#### [TASK PROMPT]
List every line in this data where the string "index" occurs.

#### [STORED DATA]
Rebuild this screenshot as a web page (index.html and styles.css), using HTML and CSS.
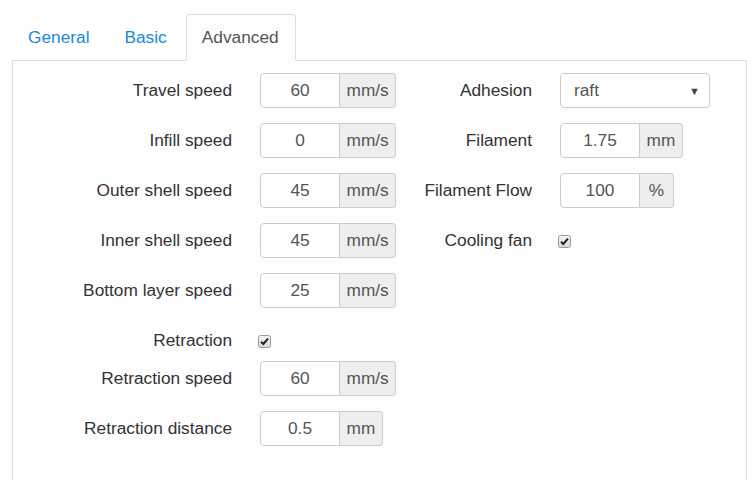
FILE: index.html
```html
<!DOCTYPE html>
<html>
<head>
<meta charset="utf-8">
<link rel="stylesheet" href="styles.css">
</head>
<body>
<div class="page">
  <ul class="tabs">
    <li><a class="tab">General</a></li>
    <li><a class="tab">Basic</a></li>
    <li><a class="tab active">Advanced</a></li>
  </ul>
  <div class="panel">
    <div class="col col-left">
      <div class="row"><label>Travel speed</label><div class="group"><span class="input">60</span><span class="addon">mm/s</span></div></div>
      <div class="row"><label>Infill speed</label><div class="group"><span class="input">0</span><span class="addon">mm/s</span></div></div>
      <div class="row"><label>Outer shell speed</label><div class="group"><span class="input">45</span><span class="addon">mm/s</span></div></div>
      <div class="row"><label>Inner shell speed</label><div class="group"><span class="input">45</span><span class="addon">mm/s</span></div></div>
      <div class="row"><label>Bottom layer speed</label><div class="group"><span class="input">25</span><span class="addon">mm/s</span></div></div>
      <div class="row row-check"><label>Retraction</label><div class="check"><svg width="13" height="13" viewBox="0 0 13 13"><defs><linearGradient id="g1" x1="0" y1="0" x2="0" y2="1"><stop offset="0" stop-color="#f4f4f4"/><stop offset="1" stop-color="#d8d8d8"/></linearGradient></defs><rect x="0.5" y="0.5" width="12" height="12" rx="2" fill="url(#g1)" stroke="#9a9a9a"/><path d="M3 6.8 L5.3 9 L10 3.6" fill="none" stroke="#222" stroke-width="2"/></svg></div></div>
      <div class="row"><label>Retraction speed</label><div class="group"><span class="input">60</span><span class="addon">mm/s</span></div></div>
      <div class="row"><label>Retraction distance</label><div class="group"><span class="input">0.5</span><span class="addon">mm</span></div></div>
    </div>
    <div class="col col-right">
      <div class="row"><label>Adhesion</label><div class="select"><span>raft</span><span class="arrow">▼</span></div></div>
      <div class="row"><label>Filament</label><div class="group"><span class="input">1.75</span><span class="addon">mm</span></div></div>
      <div class="row"><label>Filament Flow</label><div class="group"><span class="input">100</span><span class="addon pct">%</span></div></div>
      <div class="row"><label>Cooling fan</label><div class="check"><svg width="13" height="13" viewBox="0 0 13 13"><defs><linearGradient id="g2" x1="0" y1="0" x2="0" y2="1"><stop offset="0" stop-color="#f4f4f4"/><stop offset="1" stop-color="#d8d8d8"/></linearGradient></defs><rect x="0.5" y="0.5" width="12" height="12" rx="2" fill="url(#g2)" stroke="#9a9a9a"/><path d="M3 6.8 L5.3 9 L10 3.6" fill="none" stroke="#222" stroke-width="2"/></svg></div></div>
    </div>
  </div>
</div>
</body>
</html>
```
FILE: styles.css
```css
* { box-sizing: border-box; }
html, body { margin: 0; padding: 0; background: #fff; }
body {
  font-family: "Liberation Sans", Arial, sans-serif;
  font-size: 17.3px;
  color: #333;
}
.page { padding: 14px 6px 0 12px; }
.tabs {
  list-style: none;
  margin: 0 0 -1px 0;
  padding: 0;
  display: flex;
  position: relative;
  z-index: 1;
}
.tab {
  display: block;
  padding: 10px 16px 10px 15px;
  line-height: 25px;
  margin-right: 2px;
  border: 1px solid transparent;
  border-radius: 4px 4px 0 0;
  color: #2188d2;
}
.tab.active {
  color: #555;
  background: #fdfdfd;
  border-color: #ddd #ddd #fdfdfd;
}
.panel {
  border: 1px solid #ddd;
  background: #fdfdfd;
  height: 440px;
  padding-top: 12px;
  display: flex;
}
.col-left { width: 387px; }
.col-left .row { grid-template-columns: 219px auto; }
.col-right { flex: 1; }
.col-right .row { grid-template-columns: 132px auto; }
.row {
  display: grid;
  column-gap: 28px;
  align-items: center;
  height: 35px;
  margin-bottom: 15px;
}
.row-check { margin-bottom: 3px; }
.row label { text-align: right; white-space: nowrap; }
.group { display: flex; height: 35px; }
.input {
  width: 80px;
  height: 35px;
  border: 1px solid #ccc;
  border-radius: 4px 0 0 4px;
  background: #fff;
  color: #555;
  display: flex;
  align-items: center;
  justify-content: center;
}
.addon {
  height: 35px;
  border: 1px solid #ccc;
  border-left: none;
  border-radius: 0 4px 4px 0;
  background: #eee;
  color: #555;
  padding: 0 6.5px;
  min-width: 34px;
  display: flex;
  align-items: center;
  justify-content: center;
}
.select {
  width: 150px;
  height: 35px;
  border: 1px solid #ccc;
  border-radius: 4px;
  background: #fff;
  color: #555;
  padding: 0 9px 0 13px;
  display: flex;
  align-items: center;
  justify-content: space-between;
}
.arrow { font-size: 11px; color: #444; }
.check { display: flex; align-items: center; margin-left: -2px; height: 35px; }
.check svg { display: block; margin-top: 1px; }
```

#### [FULL OUTPUT]
Rebuild this screenshot as a web page (index.html and styles.css), using HTML and CSS.
FILE: index.html
  z-index: 1;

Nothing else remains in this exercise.